Vorurteile über Frauen und ihre Schuhe gibt es deutlich mehr als Schuhpaare in unseren Schränken. Aber eigentlich haben wir doch gar keinen Tick, sondern nur eine ungünstige Ausgangsposition. Als Mann genügt ein einziges Schuhpaar, irgendetwas Sportliches. Im Winter trägt „mann“ einfach ein Paar Socken mehr, im Sommer geht es dagegen barfuß in die Schuhe. Und wenn einmal Sport auf dem Programm stehen sollte, halten eben diese Schuhe dafür auch noch her. Ende der männlichen Grundausstattung.

Doch so einfach ist das bei uns Frauen nicht. Da gibt es gefütterte Winterschuhe (gegen unsere chronisch kalten Füße), Stiefel, Stiefeletten, Übergangsschuhe, leichte Sommerschuhe, Sandalen, Ballerinas, Flip-Flops und dann natürlich noch die ganze Fraktion an Absatzschuhen, weiter unterteilt in Lauf- und Sitzschuhe. Und plötzlich kommen da zehn, fünfzehn Paar zusammen und wir haben noch nicht einmal die Möglichkeit zur Auswahl. Bis zu diesen Dimensionen handelt es sich also um eine einfache Notwendigkeit, so viele Schuhe zu besitzen.

Aber es geht natürlich auch anders. Viele Stars haben so ihre Macken, von denen ein begehbarer Schuhschrank in der Größe meiner Wohnung nur der Anfang ist. Aber schließlich sind das ja auch Stars. Daher habe ich bisher auch die Meinung vertreten, dass sich ein solches Verhalten auf Menschen außerhalb meines Bekanntenkreises beschränkt. Eines warmen Frühlingstages belehrte mich meine Freundin Lisa da jedoch eines Besseren. In einer entspannten Mittagspause auf der Wiese fing sie plötzlich an, mir von ihren Ballerinas zu erzählen. Von ihren Weißen, Türkisen und Blauen, die sie sich letztes Jahr gekauft hat. Von den Weißen, Schwarzen und Braunen, die sie sich dieses Jahr gekauft hat. Klar, Schuhe können sehr verschieden sein. Können sie, müssen sie aber nicht und in diesem Fall waren sie es auch nicht. Genau genommen waren es dieselben Schuhe, alle sechs Paar.

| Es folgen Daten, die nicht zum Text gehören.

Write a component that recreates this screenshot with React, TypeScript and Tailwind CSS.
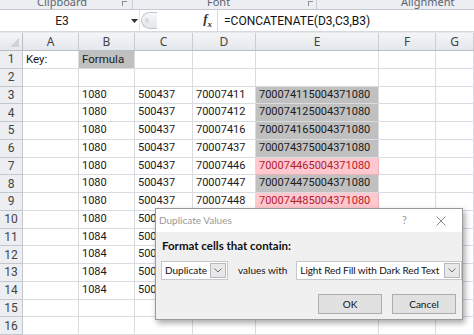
import React from "react";

const cols = [
  { id: "A", w: "w-[56px]" },
  { id: "B", w: "w-[56px]" },
  { id: "C", w: "w-[58px]" },
  { id: "D", w: "w-[63px]" },
  { id: "E", w: "w-[123px]" },
  { id: "F", w: "w-[57px]" },
  { id: "G", w: "flex-1" },
];

type Row = { a?: string; b?: string; c?: string; d?: string; e?: string; dup?: boolean };

const rows: Row[] = [
  { a: "Key:", b: "Formula" },
  {},
  { b: "1080", c: "500437", d: "70007411", e: "700074115004371080" },
  { b: "1080", c: "500437", d: "70007412", e: "700074125004371080" },
  { b: "1080", c: "500437", d: "70007416", e: "700074165004371080" },
  { b: "1080", c: "500437", d: "70007437", e: "700074375004371080" },
  { b: "1080", c: "500437", d: "70007446", e: "700074465004371080", dup: true },
  { b: "1080", c: "500437", d: "70007447", e: "700074475004371080" },
  { b: "1080", c: "500437", d: "70007448", e: "700074485004371080", dup: true },
  { b: "1080", c: "500437" },
  { b: "1084", c: "500437" },
  { b: "1084", c: "500437" },
  { b: "1084", c: "500437" },
  { b: "1084", c: "500437" },
  {},
  {},
];

const Ribbon = () => (
  <div className="h-[10px] overflow-hidden bg-[#eceef1] border-b border-[#c6cad0] flex text-[11px] text-[#5d6470] leading-[13px]">
    <div className="w-[133px] flex border-r border-[#c9cdd3]">
      <span className="-mt-[5px] ml-[37px]">Clipboard</span>
      <span className="ml-auto mr-[5px] w-[5px] h-[5px] border-l border-t border-[#8a8f96] mt-[1px]" />
    </div>
    <div className="w-[184px] flex border-r border-[#c9cdd3]">
      <span className="-mt-[5px] ml-[74px]">Font</span>
      <span className="ml-auto mr-[3px] w-[5px] h-[5px] border-l border-t border-[#8a8f96] mt-[1px]" />
    </div>
    <div className="flex-1 flex">
      <span className="-mt-[5px] ml-[84px]">Alignment</span>
    </div>
  </div>
);

const FormulaBar = () => (
  <div className="h-[22px] bg-white border-b border-[#d5d8dc] flex items-center font-['Roboto',sans-serif]">
    <div className="w-[140px] h-full flex items-center border-r border-[#e2e4e7]">
      <span className="w-[124px] text-center text-[12px] text-[#222]">E3</span>
      <svg width="7" height="4" viewBox="0 0 7 4" className="ml-[7px]">
        <path d="M0 0h7L3.5 4z" fill="#333" />
      </svg>
    </div>
    <div className="w-[16px] h-[17px] ml-[1px] rounded-l-full border border-r-0 border-[#c3c7cc] bg-gradient-to-b from-[#f7f8f9] to-[#e3e6ea] flex items-center pl-[3px]">
      <span className="w-[4px] h-[5px] rounded-full bg-[#d6d9dd]" />
    </div>
    <div className="w-[60px] flex justify-end pr-[5px]">
      <span className="font-['Liberation_Serif',serif] italic text-[13px] text-[#333] font-bold">
        f<span className="text-[9px] align-sub">x</span>
      </span>
    </div>
    <div className="flex-1 h-full border-l border-[#d5d8dc] flex items-center pl-[6px] text-[12px] text-[#111]">
      =CONCATENATE(D3,C3,B3)
    </div>
  </div>
);

const HeaderRow = () => (
  <div className="flex h-[18px] bg-gradient-to-b from-[#f3f4f6] to-[#e5e8ec] border-b border-[#b9bec5] text-[12px] text-[#444]">
    <div className="w-[23px] border-r border-[#b9bec5] flex items-end justify-end p-[3px]">
      <svg width="9" height="9" viewBox="0 0 9 9">
        <path d="M9 0V9H0z" fill="#cfd3d8" />
      </svg>
    </div>
    {cols.map((c) => (
      <div key={c.id} className={`${c.w} border-r border-[#c9cdd3] flex items-center justify-center`}>
        {c.id}
      </div>
    ))}
  </div>
);

const Cell = ({ w, children, cls = "" }: { w: string; children?: React.ReactNode; cls?: string }) => (
  <div className={`${w} border-r border-b border-[#dadcdf] flex items-center pl-[3px] whitespace-nowrap overflow-hidden ${cls}`}>
    {children}
  </div>
);

const Grid = () => (
  <div className="font-['Roboto',sans-serif] text-[11px] text-[#1a1a1a]">
    {rows.map((r, i) => {
      const n = i + 1;
      const eFill = n >= 3 && n <= 9;
      return (
        <div key={n} className="flex h-[17.75px]">
          <div className="w-[23px] bg-[#eceef1] border-r border-b border-[#c3c8ce] flex items-center justify-center text-[12px] text-[#444]">
            {n}
          </div>
          <Cell w="w-[56px]" cls="text-[11.5px]">{r.a}</Cell>
          <Cell w="w-[56px]" cls={n === 1 ? "bg-[#c0c0c0] border-[#b8b8b8] text-[11.5px]" : ""}>
            {r.b}
          </Cell>
          <Cell w="w-[58px]">{r.c}</Cell>
          <Cell w="w-[63px]">{r.d}</Cell>
          <Cell
            w="w-[123px]"
            cls={
              r.dup
                ? "bg-[#ffc7ce] text-[#b3222e] border-[#e8b4ba]"
                : eFill
                ? "bg-[#c0c0c0] border-[#adadad]"
                : ""
            }
          >
            {r.e}
          </Cell>
          <Cell w="w-[57px]" />
          <Cell w="flex-1" />
        </div>
      );
    })}
  </div>
);

const Chevron = () => (
  <div className="w-[16px] h-[15px] shrink-0 border border-[#b5b8bd] bg-[#e8e8e8] flex items-center justify-center">
    <svg width="8" height="5" viewBox="0 0 8 5">
      <path d="M0.5 0.5L4 4L7.5 0.5" fill="none" stroke="#6d6d6d" strokeWidth="1" />
    </svg>
  </div>
);

const Dialog = () => (
  <div className="absolute left-[155px] top-[208px] w-[308px] h-[112px] bg-[#f0f0f0] border border-[#9a9a9a] shadow-[2px_3px_6px_rgba(0,0,0,0.35)] font-['Lato',sans-serif] text-[10px] text-[#111] flex flex-col whitespace-nowrap">
    <div className="h-[23px] bg-white flex items-center pl-[3px]">
      <span className="text-[#9a9a9a] text-[10px]">Duplicate Values</span>
      <span className="ml-auto text-[#999] text-[11px] mr-[29px]">?</span>
      <svg width="10" height="10" viewBox="0 0 10 10" className="mr-[16px]">
        <path d="M0.5 0.5L9.5 9.5M9.5 0.5L0.5 9.5" stroke="#8a8a8a" strokeWidth="1" />
      </svg>
    </div>
    <div className="pl-[6px] pt-[5px] font-bold text-[11.5px]">Format cells that contain:</div>
    <div className="flex items-center mt-[7px] pl-[5px]">
      <div className="w-[67px] h-[19px] shrink-0 bg-white border border-[#c4c7cc] flex items-center justify-between pl-[3px] pr-[1px]">
        <span>Duplicate</span>
        <Chevron />
      </div>
      <span className="ml-[10px] shrink-0">values with</span>
      <div className="ml-[9px] w-[166px] h-[19px] shrink-0 bg-white border border-[#c4c7cc] flex items-center justify-between pl-[3px] pr-[1px]">
        <span className="tracking-[-0.1px]">Light Red Fill with Dark Red Text</span>
        <Chevron />
      </div>
    </div>
    <div className="flex justify-end gap-[10px] mt-[14px] pr-[6px]">
      <button className="w-[64px] h-[20px] bg-[#e1e1e1] border border-[#adadad]">OK</button>
      <button className="w-[64px] h-[20px] bg-[#e1e1e1] border border-[#adadad]">Cancel</button>
    </div>
  </div>
);

export default function App() {
  return (
    <div className="w-[474px] h-[335px] overflow-hidden relative bg-white select-none">
      <Ribbon />
      <FormulaBar />
      <div className="h-[1px] bg-[#e6e8eb]" />
      <HeaderRow />
      <Grid />
      <Dialog />
    </div>
  );
}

Da Lisa während ihrer Erzählung offenbar doch mein leicht verstörter Blick aufgefallen war, begann sie auch gleich damit, sich zu rechtfertigen. Das eine Paar weißer Schuhe könne man beispielsweise ja gar nicht richtig zählen, weil diese so dreckig geworden waren, dass Lisa sich ein neues, sauberes Paar kaufen musste. Und was nützen einem Schuhe schon in einer einzigen Farbe? Erst durch die ganzen Varianten bekommt man doch ganz unglaubliche Kombinationsmöglichkeiten.

An diesem Punkt entschloss ich mich dazu, nicht nachzufragen, wie es denn mit möglichen anderen Ballerina-Modellen aussah. Stattdessen kramte ich zu Hause mein einziges Paar eigener Ballarinas heraus. Bisher hatten sie ihr Dasein noch am Boden meines Kleiderschranks gefristet, doch das sollte sich morgen ändern. Jedenfalls hatte ich mir das vorgenommen.

Die ersten Meter auf dem Weg zur Uni verliefen noch voll und ganz nach meinen Vorstellungen, alle weiteren taten es nicht mehr. Zum Umkehren und Schuhewechseln war die Zeit zu knapp und außerdem wollte ich wenigstens ein einziges Mal meine Ballerinas ausführen. So kam es, dass ich die Uni schwer gezeichnet erreichte und meine Schuhe verfluchte. Wenigstens war die Vorlesung ein Genuss, denn dabei konnte ich sitzen und so meine Füße unbemerkt aus ihrem Schuhgefängnis befreien. Und genau so trat ich auch meinen Rückweg an. Barfuß. Durch den Hörsaal, über den Campus, an der Straße entlang nach Hause.

Ob man mich dabei schräg angeguckt hat? Ja. Ob mich das gestört hat? Nein, denn ich war glücklich. Glücklich, dass meine Ballerinas bunt waren und ich sie mir daher nur in dieser einen Farbe hatte kaufen können.